» **INFORMATION SHOWN**:
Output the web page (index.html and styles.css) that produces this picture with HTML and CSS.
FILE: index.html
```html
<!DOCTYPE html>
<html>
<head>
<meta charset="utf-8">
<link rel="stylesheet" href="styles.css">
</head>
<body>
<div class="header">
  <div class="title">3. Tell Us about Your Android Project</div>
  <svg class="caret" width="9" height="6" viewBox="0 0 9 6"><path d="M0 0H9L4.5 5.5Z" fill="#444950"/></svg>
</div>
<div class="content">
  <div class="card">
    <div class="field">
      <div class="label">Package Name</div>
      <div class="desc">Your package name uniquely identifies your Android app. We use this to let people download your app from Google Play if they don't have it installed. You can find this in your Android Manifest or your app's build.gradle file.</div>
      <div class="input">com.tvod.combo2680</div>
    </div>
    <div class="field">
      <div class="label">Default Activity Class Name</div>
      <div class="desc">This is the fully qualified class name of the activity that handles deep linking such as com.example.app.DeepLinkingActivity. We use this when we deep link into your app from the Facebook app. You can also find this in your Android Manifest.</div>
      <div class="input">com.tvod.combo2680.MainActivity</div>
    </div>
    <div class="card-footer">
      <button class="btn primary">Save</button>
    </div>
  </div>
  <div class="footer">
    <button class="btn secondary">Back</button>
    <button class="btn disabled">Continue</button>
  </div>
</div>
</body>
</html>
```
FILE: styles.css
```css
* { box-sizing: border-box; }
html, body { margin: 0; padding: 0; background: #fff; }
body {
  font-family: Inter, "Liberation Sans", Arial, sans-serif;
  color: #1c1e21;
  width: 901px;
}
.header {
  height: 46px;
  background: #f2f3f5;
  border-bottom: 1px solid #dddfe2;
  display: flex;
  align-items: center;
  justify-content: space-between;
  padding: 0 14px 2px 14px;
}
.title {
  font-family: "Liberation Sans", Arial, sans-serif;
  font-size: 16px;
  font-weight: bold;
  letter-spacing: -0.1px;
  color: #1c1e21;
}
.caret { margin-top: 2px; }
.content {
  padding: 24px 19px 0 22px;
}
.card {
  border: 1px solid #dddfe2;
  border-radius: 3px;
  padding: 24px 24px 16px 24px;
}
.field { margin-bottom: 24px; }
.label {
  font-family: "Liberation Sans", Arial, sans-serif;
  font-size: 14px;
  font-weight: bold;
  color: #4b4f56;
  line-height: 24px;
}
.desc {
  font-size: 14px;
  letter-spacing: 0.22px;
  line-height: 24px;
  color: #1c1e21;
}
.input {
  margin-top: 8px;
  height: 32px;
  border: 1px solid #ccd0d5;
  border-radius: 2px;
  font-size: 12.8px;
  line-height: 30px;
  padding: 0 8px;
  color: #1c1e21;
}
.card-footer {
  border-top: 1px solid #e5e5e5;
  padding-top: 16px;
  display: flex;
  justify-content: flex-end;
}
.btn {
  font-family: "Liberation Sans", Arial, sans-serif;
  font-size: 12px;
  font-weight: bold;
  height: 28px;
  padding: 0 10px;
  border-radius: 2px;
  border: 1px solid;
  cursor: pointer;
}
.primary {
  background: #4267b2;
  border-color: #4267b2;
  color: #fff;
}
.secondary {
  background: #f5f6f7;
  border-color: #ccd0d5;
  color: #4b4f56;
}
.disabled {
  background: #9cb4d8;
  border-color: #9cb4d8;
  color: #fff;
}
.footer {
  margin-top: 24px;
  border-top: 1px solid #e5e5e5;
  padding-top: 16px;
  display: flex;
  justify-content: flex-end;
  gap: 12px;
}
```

» **EXERCISE REQUIREMENTS**: Write the material out again in its entirety, exactly as shown.

» **SOLUTION TO THIS EXERCISE**:
Output the web page (index.html and styles.css) that produces this picture with HTML and CSS.
FILE: index.html
```html
<!DOCTYPE html>
<html>
<head>
<meta charset="utf-8">
<link rel="stylesheet" href="styles.css">
</head>
<body>
<div class="header">
  <div class="title">3. Tell Us about Your Android Project</div>
  <svg class="caret" width="9" height="6" viewBox="0 0 9 6"><path d="M0 0H9L4.5 5.5Z" fill="#444950"/></svg>
</div>
<div class="content">
  <div class="card">
    <div class="field">
      <div class="label">Package Name</div>
      <div class="desc">Your package name uniquely identifies your Android app. We use this to let people download your app from Google Play if they don't have it installed. You can find this in your Android Manifest or your app's build.gradle file.</div>
      <div class="input">com.tvod.combo2680</div>
    </div>
    <div class="field">
      <div class="label">Default Activity Class Name</div>
      <div class="desc">This is the fully qualified class name of the activity that handles deep linking such as com.example.app.DeepLinkingActivity. We use this when we deep link into your app from the Facebook app. You can also find this in your Android Manifest.</div>
      <div class="input">com.tvod.combo2680.MainActivity</div>
    </div>
    <div class="card-footer">
      <button class="btn primary">Save</button>
    </div>
  </div>
  <div class="footer">
    <button class="btn secondary">Back</button>
    <button class="btn disabled">Continue</button>
  </div>
</div>
</body>
</html>
```
FILE: styles.css
```css
* { box-sizing: border-box; }
html, body { margin: 0; padding: 0; background: #fff; }
body {
  font-family: Inter, "Liberation Sans", Arial, sans-serif;
  color: #1c1e21;
  width: 901px;
}
.header {
  height: 46px;
  background: #f2f3f5;
  border-bottom: 1px solid #dddfe2;
  display: flex;
  align-items: center;
  justify-content: space-between;
  padding: 0 14px 2px 14px;
}
.title {
  font-family: "Liberation Sans", Arial, sans-serif;
  font-size: 16px;
  font-weight: bold;
  letter-spacing: -0.1px;
  color: #1c1e21;
}
.caret { margin-top: 2px; }
.content {
  padding: 24px 19px 0 22px;
}
.card {
  border: 1px solid #dddfe2;
  border-radius: 3px;
  padding: 24px 24px 16px 24px;
}
.field { margin-bottom: 24px; }
.label {
  font-family: "Liberation Sans", Arial, sans-serif;
  font-size: 14px;
  font-weight: bold;
  color: #4b4f56;
  line-height: 24px;
}
.desc {
  font-size: 14px;
  letter-spacing: 0.22px;
  line-height: 24px;
  color: #1c1e21;
}
.input {
  margin-top: 8px;
  height: 32px;
  border: 1px solid #ccd0d5;
  border-radius: 2px;
  font-size: 12.8px;
  line-height: 30px;
  padding: 0 8px;
  color: #1c1e21;
}
.card-footer {
  border-top: 1px solid #e5e5e5;
  padding-top: 16px;
  display: flex;
  justify-content: flex-end;
}
.btn {
  font-family: "Liberation Sans", Arial, sans-serif;
  font-size: 12px;
  font-weight: bold;
  height: 28px;
  padding: 0 10px;
  border-radius: 2px;
  border: 1px solid;
  cursor: pointer;
}
.primary {
  background: #4267b2;
  border-color: #4267b2;
  color: #fff;
}
.secondary {
  background: #f5f6f7;
  border-color: #ccd0d5;
  color: #4b4f56;
}
.disabled {
  background: #9cb4d8;
  border-color: #9cb4d8;
  color: #fff;
}
.footer {
  margin-top: 24px;
  border-top: 1px solid #e5e5e5;
  padding-top: 16px;
  display: flex;
  justify-content: flex-end;
  gap: 12px;
}
```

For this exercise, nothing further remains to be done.